When a person is in loving adoration of another, regardless of gender, there are certain behaviors that cannot help but to surface. Nervousness is one of these, much like how Nick seems to be whenever he is invited to spend a day with Gatsby – he dressed in his symbolically pure “white flannels,” (Fitzgerald 42) to attend Gatsby’s parties. At first glance this may be dismissed as Nick simply wanting to make a good first impression, but it continued past their first night together. He continued to worry about what Gatsby thought of him in a similar fashion to how a person might fret over what the one they admire thinks of them throughout their entire brief relationship.

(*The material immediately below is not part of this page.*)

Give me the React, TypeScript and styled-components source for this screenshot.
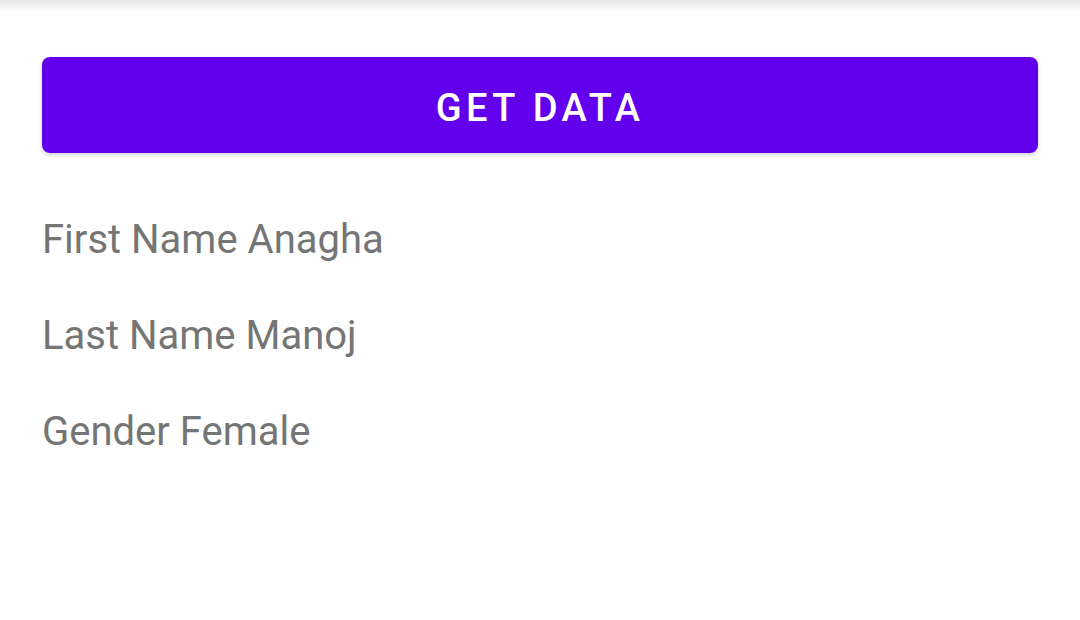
import styled, { createGlobalStyle } from 'styled-components';

const GlobalStyle = createGlobalStyle`
    html, body {
        margin: 0;
        padding: 0;
        background: #ffffff;
        font-family: Roboto, "Noto Sans", Arial, sans-serif;
    }
`;

const Screen = styled.div`
    width: 1080px;
    height: 620px;
    display: flex;
    flex-direction: column;
    background: #ffffff;
    overflow: hidden;
`;

const TopShadow = styled.div`
    height: 12px;
    background: linear-gradient(to bottom, rgba(0, 0, 0, 0.1), rgba(0, 0, 0, 0));
`;

const Content = styled.div`
    display: flex;
    flex-direction: column;
    padding: 45px 42px 0;
`;

const GetDataButton = styled.button`
    height: 96px;
    width: 100%;
    padding: 5px 0 0;
    border: none;
    border-radius: 8px;
    background-color: #6200ee;
    color: #ffffff;
    font-family: Roboto, Arial, sans-serif;
    font-weight: 500;
    font-size: 38px;
    letter-spacing: 4.4px;
    text-transform: uppercase;
    box-shadow: 0 2px 4px rgba(0, 0, 0, 0.18);
    cursor: pointer;
`;

const Fields = styled.div`
    display: flex;
    flex-direction: column;
    gap: 48px;
    margin-top: 63px;
`;

const FieldText = styled.div`
    font-size: 40px;
    line-height: 48px;
    color: #757575;
`;

interface Person {
    firstName: string;
    lastName: string;
    gender: string;
}

const person: Person = {
    firstName: 'Anagha',
    lastName: 'Manoj',
    gender: 'Female',
};

const App = () => {
    return (
        <>
            <GlobalStyle />
            <Screen>
                <TopShadow />
                <Content>
                    <GetDataButton>Get Data</GetDataButton>
                    <Fields>
                        <FieldText>First Name {person.firstName}</FieldText>
                        <FieldText>Last Name {person.lastName}</FieldText>
                        <FieldText>Gender {person.gender}</FieldText>
                    </Fields>
                </Content>
            </Screen>
        </>
    );
};

export default App;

Mr. Carraway’s most notable behavior that made it seem as though he was secretly doting on Gatsby himself was his general obsession with him: it was as though he had Gatsby placed up on some pedestal. This obsession is undeniable, though it is not always argued as being a romantic affair. Gatsby’s life seems almost to have become fantasy to Nick, who recalls and records this whole story in a way that seems factual while in actuality, is just his perception and recollection of the events. Not very often is a man inspired to write a story about his neighbor, yet here this account reads an entire documentation of Jay Gatsby’s life as Carraway saw fit to record it after his unmerited murder.
It could be that Nick was simply touched by the heartache in the great Gatsby’s life, therefore motivating this narrative; but setting aside gender binary, it seems more likely that Carraway had a crush with no way to properly express himself and no one he could speak to honestly living in an age when binaries were still undisputed “fact.”
Fitzgerald, F. Scott. The Great Gatsby. England: Penguin Books, 2012. Print.